We'll break your data into equal-sized symbolic chunks.
You can change `chunk_size` in the next cell to see its impact.


In [None]:
def chunkify(data, chunk_size=256):
    chunks = [data[i:i+chunk_size] for i in range(0, len(data), chunk_size)]
    if len(chunks[-1]) < chunk_size:
        chunks[-1] += b'\x00' * (chunk_size - len(chunks[-1]))
    return chunks

# Demo: try with simple pattern
test_data = b'ABCD1234' * 16
chunks = chunkify(test_data, chunk_size=8)
print(f'Chunks: {len(chunks)}')
for i, c in enumerate(chunks):
    print(f'Chunk {i}:', c)


**Step 3: Fractal Codebook Construction**

Now we build a codebook of unique chunks, and represent the data as a sequence of codebook indices.
This mirrors symbolic collapse and recursion in field theory.


In [None]:
def hash_chunk(chunk):
    return hashlib.sha256(chunk).digest()[:8]

def build_fractal_index(chunks):
    index = {}
    codebook = []
    sequence = []
    for chunk in chunks:
        h = hash_chunk(chunk)
        match_idx = index.get(h)
        if match_idx is None:
            match_idx = len(codebook)
            index[h] = match_idx
            codebook.append(chunk)
        sequence.append(match_idx)
    return codebook, sequence

codebook, sequence = build_fractal_index(chunks)
print(f'Unique codebook entries: {len(codebook)}')
print(f'Sequence: {sequence}')


**Step 4: ISM Metadata Extraction**

For each codebook entry, compute intrinsic structural metadata:

- Entropy
- Centroid
- Power
- Dominant Frequency

Run the next cell to compute and visualize these properties.


In [None]:
def ism_metadata(codebook):
    metadata = []
    for chunk in codebook:
        arr = np.frombuffer(chunk, dtype=np.uint8)
        entropy = -np.sum((p := np.bincount(arr, minlength=256) / len(arr)) * np.log2(p + 1e-10))
        centroid = np.mean(arr)
        power = np.mean(arr ** 2)
        fft = np.fft.rfft(arr)
        dom_freq = np.argmax(np.abs(fft))
        metadata.append((entropy, centroid, power, dom_freq))
    return metadata

metadata = ism_metadata(codebook)
print('ISM Metadata (first 3):', metadata[:3])

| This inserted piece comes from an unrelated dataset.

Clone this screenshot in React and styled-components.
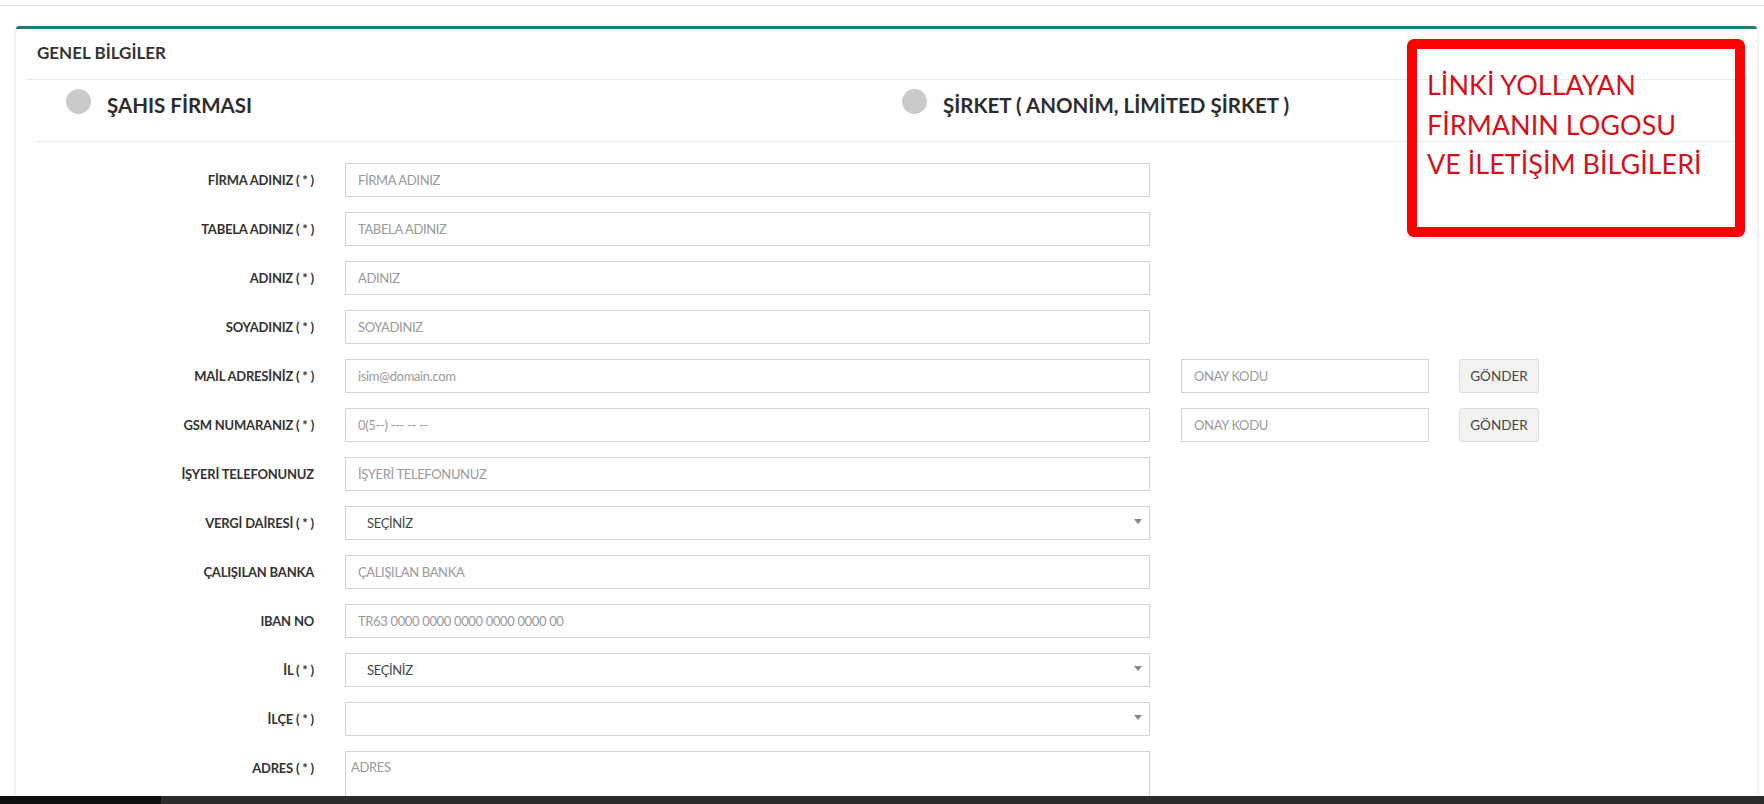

# Plot entropy and centroid
ent = [m[0] for m in metadata]
cent = [m[1] for m in metadata]
plt.figure(figsize=(6,2))
plt.subplot(1,2,1)
plt.plot(ent, marker='o'); plt.title('Entropy'); plt.xlabel('Chunk'); plt.ylabel('H')
plt.subplot(1,2,2)
plt.plot(cent, marker='o'); plt.title('Centroid'); plt.xlabel('Chunk'); plt.ylabel('Mean')
plt.tight_layout()
plt.show()


**Step 5: Full Compression & Decompression**

Now let's use the codebook and ISM to compress and restore any data block.

- Run the next cell on different data (structured, random, etc.)
- Confirm that decompression is exact (`restored == data`)
- Inspect compression ratio and codebook statistics


In [None]:
def fractal_compress(data, chunk_size=256):
    chunks = chunkify(data, chunk_size)
    codebook, sequence = build_fractal_index(chunks)
    metadata = ism_metadata(codebook)
    sequence_bytes = np.array(sequence, dtype=np.uint16).tobytes()
    codebook_bytes = b''.join(codebook)
    meta_bytes = b''.join(struct.pack('>ffff', *m) for m in metadata)
    packed = struct.pack('>I', len(data)) + struct.pack('>H', chunk_size) + struct.pack('>H', len(codebook)) + codebook_bytes + sequence_bytes + meta_bytes
    return zlib.compress(packed), codebook, sequence, metadata

def fractal_decompress(packed):
    raw = zlib.decompress(packed)
    original_len = struct.unpack('>I', raw[:4])[0]
    chunk_size = struct.unpack('>H', raw[4:6])[0]
    count = struct.unpack('>H', raw[6:8])[0]
    offset = 8
    codebook = [raw[offset+i*chunk_size:offset+(i+1)*chunk_size] for i in range(count)]
    offset += count * chunk_size
    meta_size = count * 16
    sequence_length = (len(raw) - offset - meta_size) // 2
    sequence = np.frombuffer(raw[offset:offset + sequence_length * 2], dtype=np.uint16)
    meta_offset = offset + sequence_length * 2
    metadata = [struct.unpack('>ffff', raw[meta_offset+i*16:meta_offset+(i+1)*16]) for i in range(count)]
    restored = b''.join(codebook[i] for i in sequence)
    return restored[:original_len], codebook, sequence, metadata

# Try the pipeline
data = (b'ABCD1234' * 1024) + (b'XYZ9876' * 512)
compressed, codebook, sequence, metadata = fractal_compress(data, chunk_size=32)
restored, _, _, _ = fractal_decompress(compressed)
print('Compression ratio:', len(compressed)/len(data))
print('Restored == Original:', restored == data)


**Step 6: Explore & Extend**

Try running the above pipeline on:
- Larger data files (try images, audio, text)
- Change `chunk_size` or try random data
- Visualize all ISM metrics
- Compare with classic compressors (zlib, bz2, lzma)

---

**Blueprint for Expansion:**

- Add recursive or hierarchical chunking
- Use ISM metrics for adaptive transforms
- Integrate with field-theoretic tools and validation

This notebook is an open blueprint—extend and adapt to push the boundaries of field-theoretic compression!